Since Chile adopted its program, 10 some-odd countries in Latin America and Europe have implemented similar programs. President George W. Bush, when he was pushing for privatizing Social Security, called Chile a potential rolemodel for U.S. Social Security reform.
How is it working out? While I can’t find a recent review in English, past reports on the program have been mixed. Chileans did indeed improve their retirement pictures, but huge chunks of investments were eaten by exorbitant fees levied by the investment houses that won the government business.
A report in 2005 said that as many as half of all workers wouldn’t have a pension big enough to retire, even after paying into the private system for 30 years. I can only imagine those results have gotten worse, given the economic climate.
Are there good lessons we can take from it? Maybe the Chilean system wasn’t so much a bad idea as it was bad execution. Behavioral economist Dan Ariely wrote in the Harvard Business Review that it was “brilliantly conceived”, since it eliminated the psychological barrier that kept Chileans from starting to save and prevented workers from taking too much risk with their money.
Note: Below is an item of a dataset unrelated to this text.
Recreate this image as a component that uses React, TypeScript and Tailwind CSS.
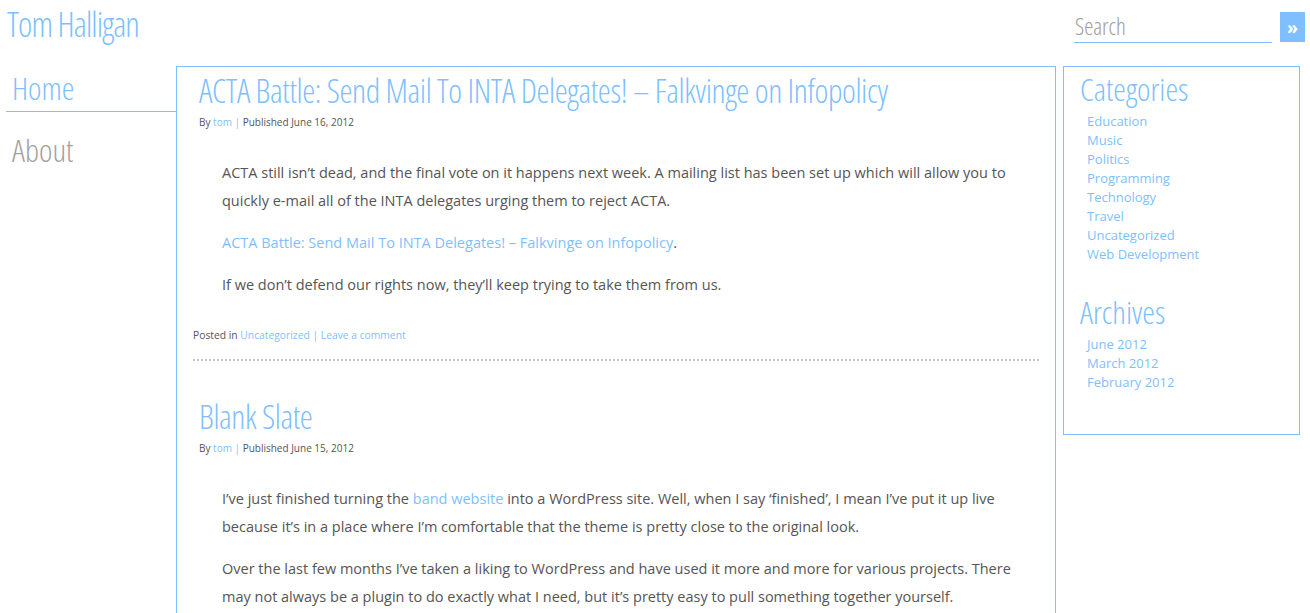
const blue = "text-[#80bfff]";

const Meta = ({ date }: { date: string }) => (
  <p className="text-[10px] text-[#555] mt-[8px]">
    By <a className={blue}>tom</a> <span className={blue}>|</span> Published {date}
  </p>
);

const categories = [
  "Education",
  "Music",
  "Politics",
  "Programming",
  "Technology",
  "Travel",
  "Uncategorized",
  "Web Development",
];

const archives = ["June 2012", "March 2012", "February 2012"];

const heading = "font-['Open_Sans'] font-light font-stretch-condensed";

export default function App() {
  return (
    <div className="font-['Open_Sans',sans-serif] text-[#555] bg-white min-h-screen">
      {/* header */}
      <div className="flex justify-between items-start h-[66px]">
        <h1 className={`${heading} ${blue} text-[34px] tracking-[-0.9px] leading-none pl-[7px] pt-[7px]`}>
          Tom Halligan
        </h1>
        <div className="flex items-start gap-2 pt-3 pr-[5px]">
          <div className="w-[198px] border-b border-[#80bfff] h-[31px] flex items-end">
            <span className={`${heading} text-[23px] leading-none text-[#a09c98] pl-[1px] pb-[4px]`}>
              Search
            </span>
          </div>
          <button className="w-[25px] h-[30px] bg-[#80bfff] text-white text-[18px] leading-none flex items-center justify-center font-bold">
            »
          </button>
        </div>
      </div>

      <div className="flex items-start">
        {/* nav */}
        <nav className="w-[170px] ml-[6px] shrink-0">
          <div className="border-b border-[#80bfff] h-[46px] flex items-end pb-[7px]">
            <a className={`${heading} ${blue} text-[32px] leading-none pl-[6px]`}>Home</a>
          </div>
          <div className="pt-[22px]">
            <a className={`${heading} text-[#a5a19e] text-[32px] leading-none pl-[6px]`}>About</a>
          </div>
        </nav>

        {/* main */}
        <main className="w-[880px] shrink-0 border border-[#80bfff] px-4 pb-10">
          <article className="border-b-2 border-dotted border-[#c4c4c4] pb-[16px]">
            <h2 className={`${heading} ${blue} text-[33px] tracking-[-0.4px] leading-none pl-[6px] pt-[7px]`}>
              ACTA Battle: Send Mail To INTA Delegates! – Falkvinge on Infopolicy
            </h2>
            <div className="pl-[6px]">
              <Meta date="June 16, 2012" />
            </div>
            <div className="pl-[29px] pr-[20px] pt-[29px] text-[14.5px] leading-[28px] flex flex-col gap-[14px]">
              <p>
                ACTA still isn’t dead, and the final vote on it happens next week. A mailing list has
                been set up which will allow you to quickly e-mail all of the INTA delegates urging
                them to reject ACTA.
              </p>
              <p>
                <a className={blue}>ACTA Battle: Send Mail To INTA Delegates! – Falkvinge on Infopolicy</a>.
              </p>
              <p>If we don’t defend our rights now, they’ll keep trying to take them from us.</p>
            </div>
            <p className="text-[10.3px] mt-[29px]">
              Posted in <a className={blue}>Uncategorized</a> <span className={blue}>|</span>{" "}
              <a className={blue}>Leave a comment</a>
            </p>
          </article>

          <article className="pt-[39px]">
            <h2 className={`${heading} ${blue} text-[33px] tracking-[-0.4px] leading-none pl-[6px]`}>
              Blank Slate
            </h2>
            <div className="pl-[6px]">
              <Meta date="June 15, 2012" />
            </div>
            <div className="pl-[29px] pr-[20px] pt-[29px] text-[14.5px] leading-[28px] flex flex-col gap-[14px]">
              <p>
                I’ve just finished turning the <a className={blue}>band website</a> into a WordPress
                site. Well, when I say ‘finished’, I mean I’ve put it up live because it’s in a place
                where I’m comfortable that the theme is pretty close to the original look.
              </p>
              <p>
                Over the last few months I’ve taken a liking to WordPress and have used it more and
                more for various projects. There may not always be a plugin to do exactly what I need,
                but it’s pretty easy to pull something together yourself.
              </p>
              <p>
                The theme itself is a fairly simple one, but it was a good way to learn how everything
                fits together.
              </p>
            </div>
          </article>
        </main>

        {/* sidebar */}
        <aside className="w-[237px] shrink-0 ml-[7px] border border-[#80bfff] pl-[16px] pt-[3px] pb-[42px]">
          <h3 className={`${heading} ${blue} text-[32px] leading-[1.2]`}>Categories</h3>
          <ul className="pl-[7px] pt-[4px] text-[13px] leading-[19px]">
            {categories.map((c) => (
              <li key={c} className={blue}>
                {c}
              </li>
            ))}
          </ul>
          <h3 className={`${heading} ${blue} text-[32px] leading-[1.2] pt-[29px]`}>Archives</h3>
          <ul className="pl-[7px] pt-[3px] text-[13px] leading-[19px]">
            {archives.map((a) => (
              <li key={a} className={blue}>
                {a}
              </li>
            ))}
          </ul>
        </aside>
      </div>
    </div>
  );
}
But a couple problems I see:
1. It assumes the government knows what it’s doing.
The Chilean system was wracked with high fees. That’s a consistent problem with retirement programs here, too. Corporate HR departments are notorious for choosing 401(k) plans that charge way too much in fees and expense ratios. Although they’ve gotten much better over the years, some states still have 529 plans with inexplicably high fees and inappropriate investment choices.
Then there’s the forced savings rate. Eleven percent is certainly more than many Americans save. But if you’re past the age of 30 and are already behind in your savings, I can easily see a “needed” rate of at least twice that.
2. It assumes anyone knows what they’re doing.
And then there’s the allocation advice. While it’s now widely accepted that the older you get, the less money you should have in volatile stocks, I constantly have to remind myself of the limited historical record we use as the basis for “common sense” advice. Two hundred years is not a lot of time.
That’s not to say that the general concept of bonds being less risky than stocks is wrong—just that we’re likely wrong somewhere on the margins as to how much risk we should take at any given time in our lives. Ten years ago, it was extremely commonplace for personal finance magazines to assume a 10% rate of return on stocks. Now, they scoff at that. It’s more common to hear 8% or 6%. Over a 40-year investment horizon, that’s a huge difference.
So what can we control?
Even if everything about the Chilean system was a good idea, there’s reason to believe it wouldn’t work here. Their big pension reform was launched in 1980, you know, during Pinochet’s military dictatorship. I’m all for supporting ideas despite of where they come from. But that’s way too easy a target for any politician wanting to shoot down “fascist” policies.
Of course, let’s just assume you have to get this monster under control on your own. How can you overcome your personal weaknesses to get your savings going?
* Make fewer decisions. – Lots of practices you already know about fall under this banner. Choose to save for retirement once by automating reasonable savings into your 401(k) and/or IRA. It’s easier to feel the pain of foregoing present expenditures once than to have to order the transfer of funds every paycheck.
Likewise, if your 401(k) plan gives the option, tell it to increase your savings rate by at least 1 percentage point every year. That way, you’ll automatically stop yourself from inflating your lifestyle as your salary increases.
* When you do have to make decisions, suppress the part of your brain that values instant gratification. – I wrote earlier this month about a couple things you can do to make “distant gratification” more appetizing. One trick is to imagine your future self—what will your retirement look like? Will you go to the beach? Pick up sailing? That’s something tangible to look forward to and save for, rather than an ambiguous “retirement”.
* In relying on government programs, hope for the best, but plan for the worst. I’m not one of those people who thinks 30-year olds will have no benefits from Social Security when they retire. I am one of those people who thinks 30-year olds might have to retire when they’re 70 or have permanently reduced benefits. Right now, reducing Social Security is a touchy subject in Congress, but it’s one that some Americans are actually starting to support.
Ok, so maybe that wasn’t a “behavioral” point, but after giving so much attention to Chile, I figured I might as well highlight our own forced savings program.